→ Exercise instructions
Quote all of the data that follows exactly as written, skipping the images.
*** Extracted material ***
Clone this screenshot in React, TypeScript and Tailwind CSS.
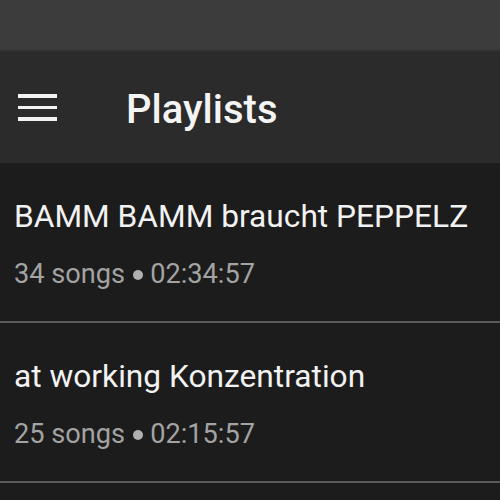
import React from "react";

const items = [
  { title: "BAMM BAMM braucht PEPPELZ", count: "34 songs", dur: "02:34:57" },
  { title: "at working Konzentration", count: "25 songs", dur: "02:15:57" },
];

export default function App() {
  return (
    <div className="w-[500px] h-[500px] overflow-hidden bg-[#1c1c1c] flex flex-col" style={{ fontFamily: "Roboto, 'Noto Sans', sans-serif" }}>
      <div className="h-[49px] shrink-0 bg-[#3c3c3c]" />
      <div className="h-[2px] shrink-0 bg-[#353535]" />
      <div className="h-[112px] shrink-0 bg-[#2b2b2b] flex items-center">
        <div className="w-[39px] ml-[18px] flex flex-col gap-[8px] mt-[1px]">
          <div className="h-[3.5px] bg-[#f2f2f2]" />
          <div className="h-[3.5px] bg-[#f2f2f2]" />
          <div className="h-[3.5px] bg-[#f2f2f2]" />
        </div>
        <div className="ml-[69px] text-[40px] leading-[48px] font-medium text-[#f4f4f4] mt-[5px]">Playlists</div>
      </div>
      {items.map((it) => (
        <div key={it.title} className="shrink-0">
          <div className="pl-[14px] pt-[34px] pb-[31px]">
            <div className="text-[31.7px] leading-[40px] text-[#f2f2f2] whitespace-nowrap">{it.title}</div>
            <div className="mt-[21px] text-[27.2px] leading-[32px] text-[#a3a3a3] flex items-center whitespace-nowrap">
              <span>{it.count}</span>
              <span className="w-[10px] h-[10px] rounded-full bg-[#b0b0b0] ml-[8px] mr-[7px] mt-[2px]" />
              <span>{it.dur}</span>
            </div>
          </div>
          <div className="h-[2px] bg-[#5a5a5a]" />
        </div>
      ))}
    </div>
  );
}
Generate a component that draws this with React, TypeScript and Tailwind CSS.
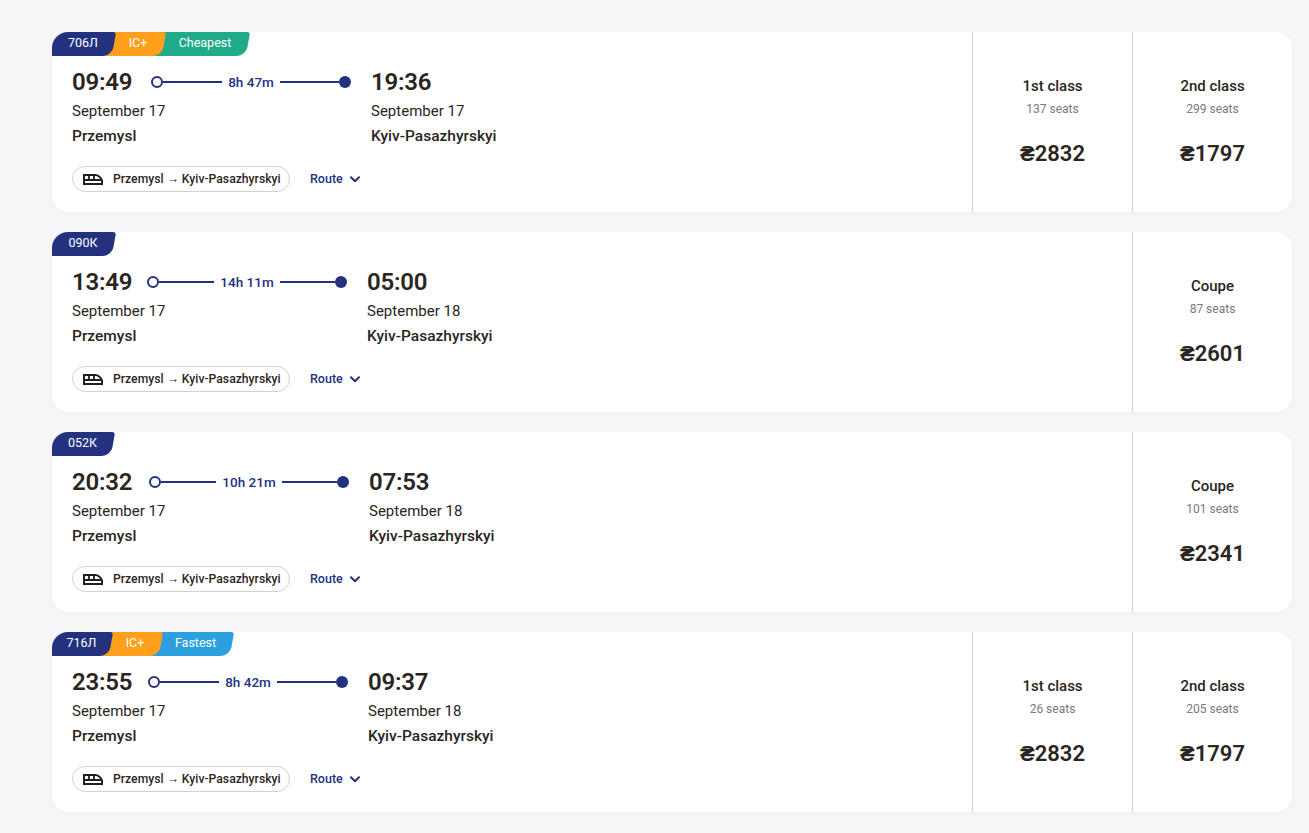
***
→ Response
Clone this screenshot in React, TypeScript and Tailwind CSS.
import React from "react";

const items = [
  { title: "BAMM BAMM braucht PEPPELZ", count: "34 songs", dur: "02:34:57" },
  { title: "at working Konzentration", count: "25 songs", dur: "02:15:57" },
];

export default function App() {
  return (
    <div className="w-[500px] h-[500px] overflow-hidden bg-[#1c1c1c] flex flex-col" style={{ fontFamily: "Roboto, 'Noto Sans', sans-serif" }}>
      <div className="h-[49px] shrink-0 bg-[#3c3c3c]" />
      <div className="h-[2px] shrink-0 bg-[#353535]" />
      <div className="h-[112px] shrink-0 bg-[#2b2b2b] flex items-center">
        <div className="w-[39px] ml-[18px] flex flex-col gap-[8px] mt-[1px]">
          <div className="h-[3.5px] bg-[#f2f2f2]" />
          <div className="h-[3.5px] bg-[#f2f2f2]" />
          <div className="h-[3.5px] bg-[#f2f2f2]" />
        </div>
        <div className="ml-[69px] text-[40px] leading-[48px] font-medium text-[#f4f4f4] mt-[5px]">Playlists</div>
      </div>
      {items.map((it) => (
        <div key={it.title} className="shrink-0">
          <div className="pl-[14px] pt-[34px] pb-[31px]">
            <div className="text-[31.7px] leading-[40px] text-[#f2f2f2] whitespace-nowrap">{it.title}</div>
            <div className="mt-[21px] text-[27.2px] leading-[32px] text-[#a3a3a3] flex items-center whitespace-nowrap">
              <span>{it.count}</span>
              <span className="w-[10px] h-[10px] rounded-full bg-[#b0b0b0] ml-[8px] mr-[7px] mt-[2px]" />
              <span>{it.dur}</span>
            </div>
          </div>
          <div className="h-[2px] bg-[#5a5a5a]" />
        </div>
      ))}
    </div>
  );
}
Generate a component that draws this with React, TypeScript and Tailwind CSS.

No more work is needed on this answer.